Risk and assumptions
- What level of risk is your organisation comfortable accepting? Has this comfort level changed recently?
- What assumptions are you making on each key activity or risk assessment?
- Do senior managers challenge these assumptions?
- Does anyone ask ‘what if . . . ?’, or act as a devil’s advocate?
Priorities
- How much time do senior managers and Executives spend on safety-related activities? (this may be related to their sense of ‘worry’ or unease)
- Do senior leaders and Executives only focus on health and safety after there has been an accident?
Audit
- Do your audits simply seek assurance that all is well, or do they aim to seek out (and expect to find) significant issues?
- Do your leaders challenge audits that suggest all is well?
- If you assign traffic lights (Green, Amber, Red) to your issues or indicators, do leaders ‘challenge the greens’?
Paper safety versus real safety
- Do senior managers understand the gap between ‘work as imagined’ (what they expect will happen) and ‘work as done’ (what actually happens in practice)?
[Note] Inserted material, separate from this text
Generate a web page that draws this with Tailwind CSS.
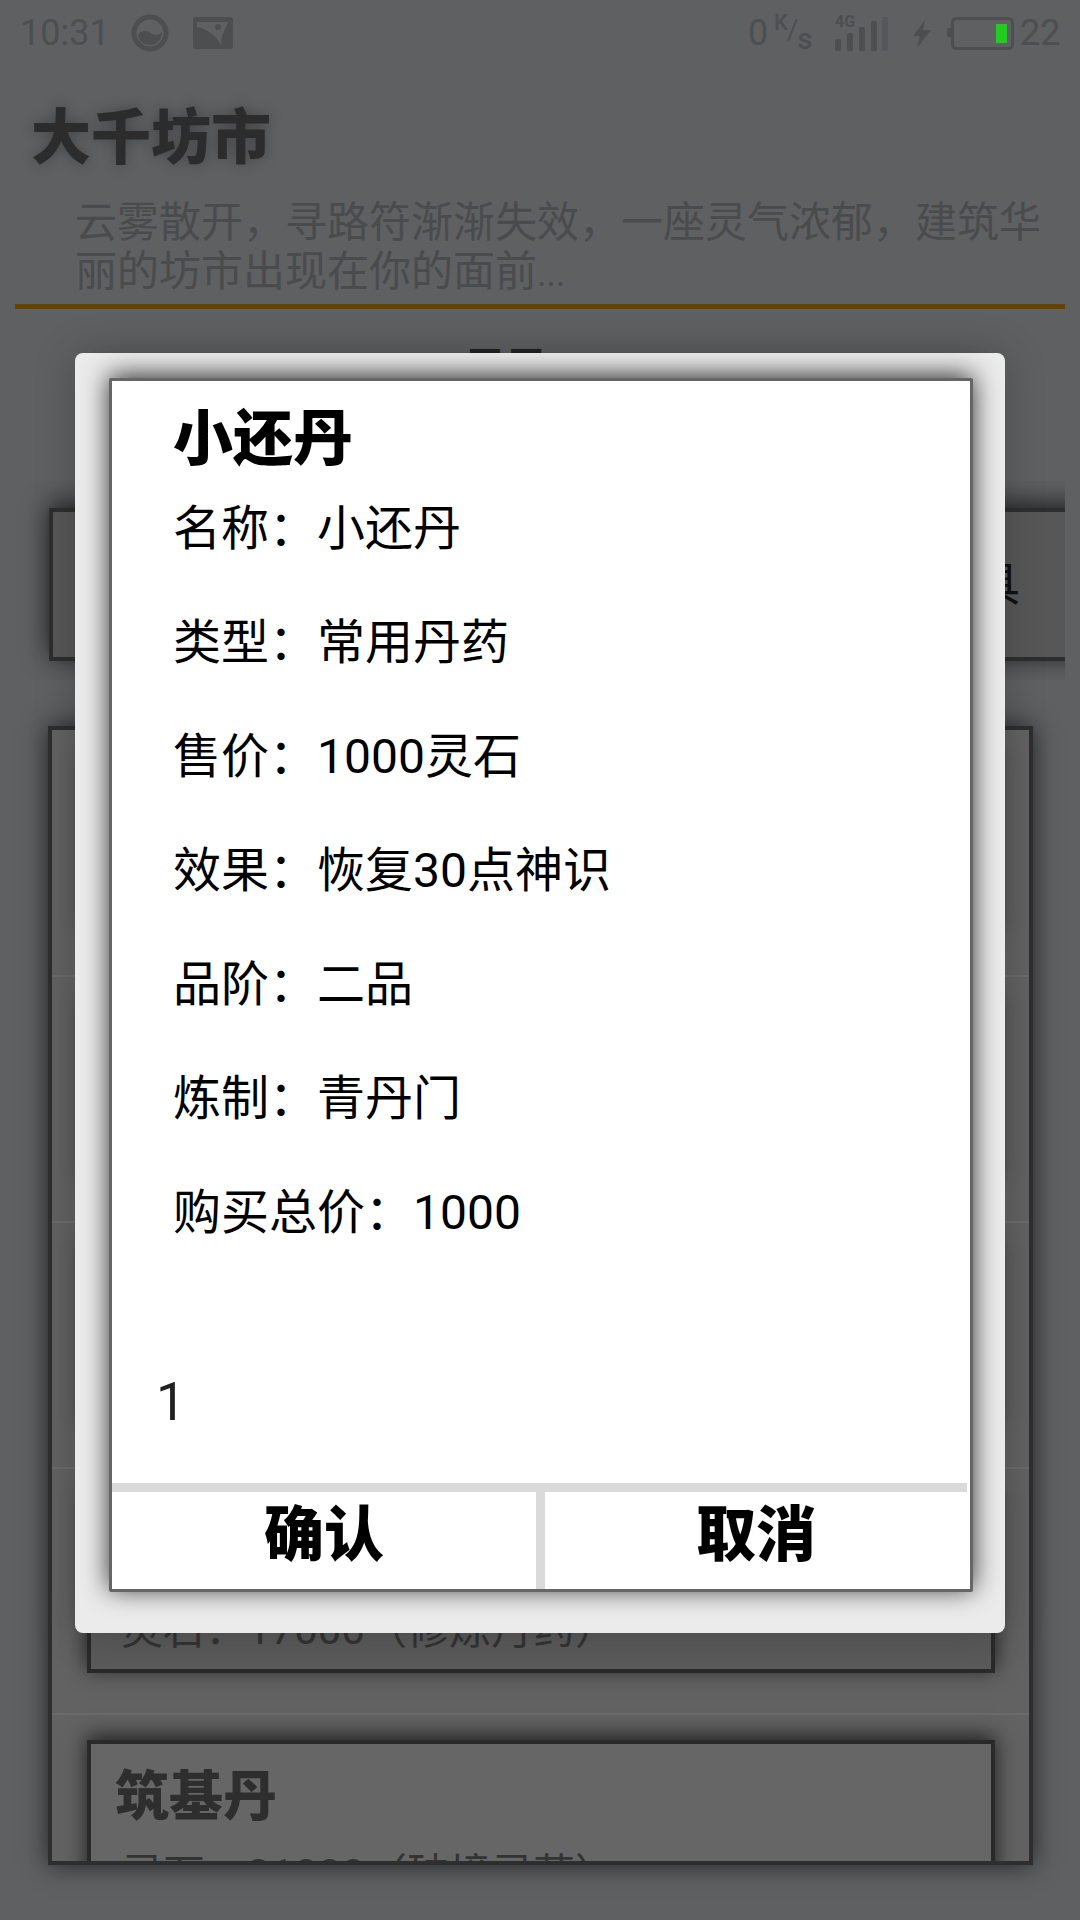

Do they know how that gap is bridged?
- Do high-level decisions (such as cost-reductions) suggest a lack of understanding of the realities of work activities?
- Are staff encouraged to raise concerns or doubts, and are these taken seriously?
You may remember how Inspector Jacques Clouseau in the 1970’s Pink Panther films was randomly attacked by his personal assistant Cato, in order to improve his martial arts skills. Inspector Clouseau stressed that you must learn to “expect the unexpected”. Perhaps that’s not a bad company motto.